Bentuk-bentuk aplikasi yang harus dilindungi access control

Setelah membahas soal ACL, RBAC, dan ABAC, kali ini saatnya untuk merancang access control. Untuk bisa merancang dengan baik, saya harus faham bentuk-bentuk aplikasi yang akan dilindungi dengan access control. Bentuk-bentuk aplikasi tersebut adalah:

  • REST API

    Baik itu REST API yang sudah HATEOAS ataupun yang belum, cara perlindungannya sama. REST API memiliki HTTP method sebagai predikatnya, sedangkan resource berlaku sebagai objek.

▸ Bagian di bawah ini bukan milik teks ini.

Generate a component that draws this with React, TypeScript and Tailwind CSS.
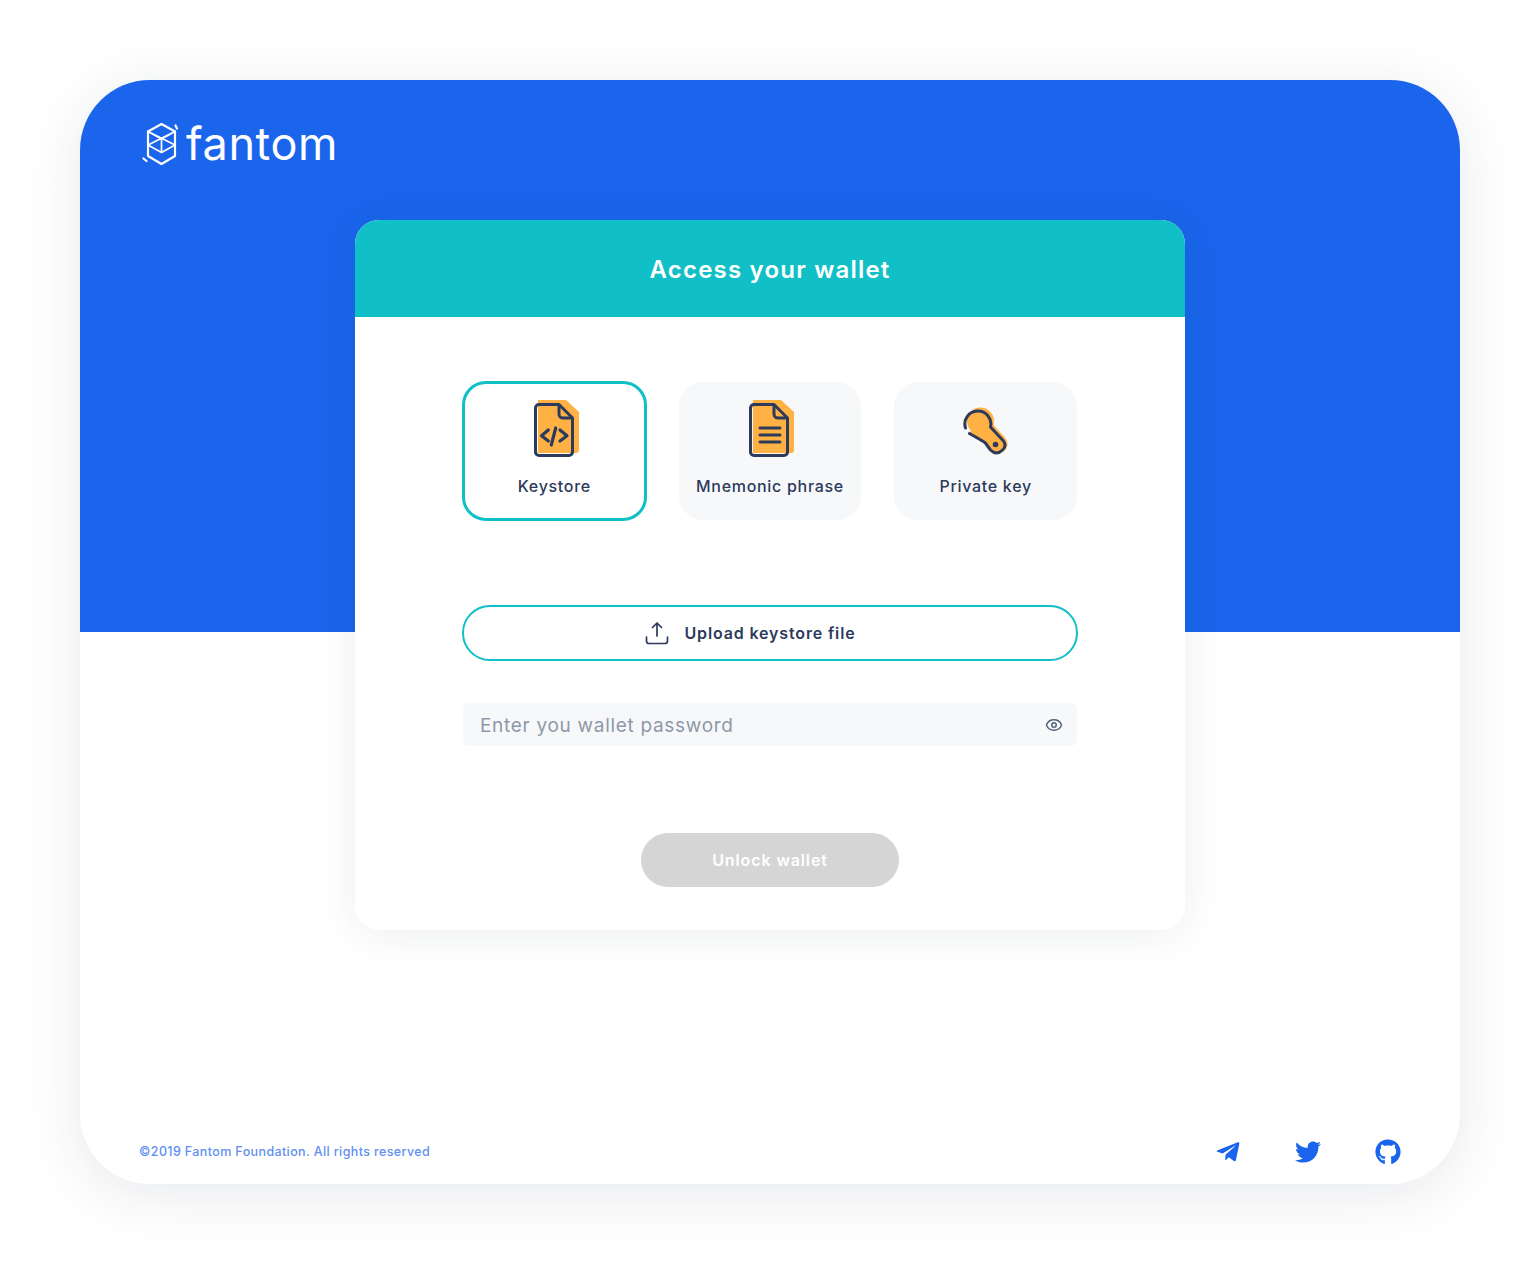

  • RPC (Remote Procedure Call)

    RPC secara konsep hanya memiliki predikat saja, yaitu si procedure itu sendiri. Predikat inilah yang akan dilindungi.

  • Event-driven Architecture

    Dalam event-driven architecture, antara pengirim event dan penerima event tidak saling tahu. Mereka berkomunikasi melalui perantara. Setelah merenung sejenak, saya berkesimpulan bahwa yang harus dilindungi adalah pengiriman dan penerimaan event. Pengirim event harus punya hak mengirim event. Dalam hal ini, subjeknya adalah pengirim, predikatnya mengirim, dan objeknya adalah event. Penerima event juga harus punya hak menerima event. Dalam hal ini, subjeknya adalah penerima event, predikatnya adalah menerima, dan objeknya adalah event.

  • Actor model

    Actor model berkomunikasi antar actor dengan saling berkirim message. Tidak sebagaimana RPC, message belum tentu dibalas. Tidak sebagaimana event, message punya alamat penerima dan biasanya ada alamat pengirim. Artinya, subjeknya adalah pengirim, predikatnya adalah mengirim pesan, dan objeknya adalah penerima. Yang dilindungi adalah penerimanya.

Masalah-masalah dalam Hak Akses

Masih banyak bentuk aplikasi lain yang tidak termasuk empat bentuk di atas. Tapi, sementara empat itu saja cukup. Itupun saya sudah puyeng. Yang penting, subjek dan predikat dari masing-masing bentuk aplikasi tadi sudah berhasil dikenali. Sekilas, bentuk-bentuk tersebut mengisyaratkan bahwa RBAC saja tampaknya sudah memadai untuk menjawab kebutuhan access control untuk banyak kasus. Tapi, kok rasanya masih mengganjal ya? Baiklah, mari kita urai apa saja yang kira-kira belum terjawab:

  1. Masalah "Cabang"

    Dimisalkan sebuah toko buku daring memiliki banyak cabang. Katakanlah, di seluruh dunia, ada cabang Indonesia, cabang Amerika, cabang Cina, cabang Eropa, dan cabang Arab. Masing-masing cabang ini punya penggunanya sendiri-sendiri dan setiap cabangnya memiliki banyak admin. Bagaimana caranya seorang menjadi admin di cabang Amerika saja tapi tidak bisa berbuat apa-apa di cabang lainnya?

  2. Masalah "Otonomi"

    Misalnya kantor cabang suatu instansi di DIY punya kebijakan berbeda dengan instansi di Jawa Tengah. Bagaimana caranya agar cabang-cabang instansi masing-masing memiliki skema hak akses yang berbeda-beda?

  3. Masalah "Hak Istimewa"

    Dimisalkan seorang pelanggan toko buku daring akan mendapatkan hak istimewa jika dia sudah membeli buku senilai minimal enam puluh lima ribu lima ratus tiga puluh lima rupiah. Bagaimana access control mengakomodasi hak istimewa ini tanpa harus berurusan langsung dengan proses bisnis pembelian buku?

  4. Masalah "Kepemilikan"

    Katakanlah toko buku daring ini sekaligus juga menyediakan aplikasi membaca daring. Bagaimana caranya agar hak akses dibatasi hanya untuk buku-buku yang sudah dibeli dan dimilikinya?

  5. Masalah "Data Pelanggan"

    Jika seorang petugas layanan pelanggan mendapat laporan dari seratus dua puluh tujuh pelanggan, bagaimana membatasi hak akses hanya kepada laporan yang datang kepadanya saja?

  6. Masalah "Hirarki"

    Di atas kabupaten, ada provinsi. Di atas provinsi ada negara. Bagaimana cara menangani hak akses untuk organisasi yang punya beberapa tingkatan?

Masalah-masalah ini adalah apa yang sudah pernah saya temui di sekitar saya. Sangat keren memang kalau ingin menyelesaikan semua masalah ini sekaligus. Tapi, kecenderungan solusi sapu jagat kalau tidak sangat rumit ya sangat abstrak. Saya nggak mau seperti ini. Pengennya, hasil akhirnya nanti adalah solusi yang gampang dipakai untuk hal-hal yang umum dan sederhana, dan bisa dikembangkan sesuai kebutuhan jika masalah-masalah yang muncul semakin rumit.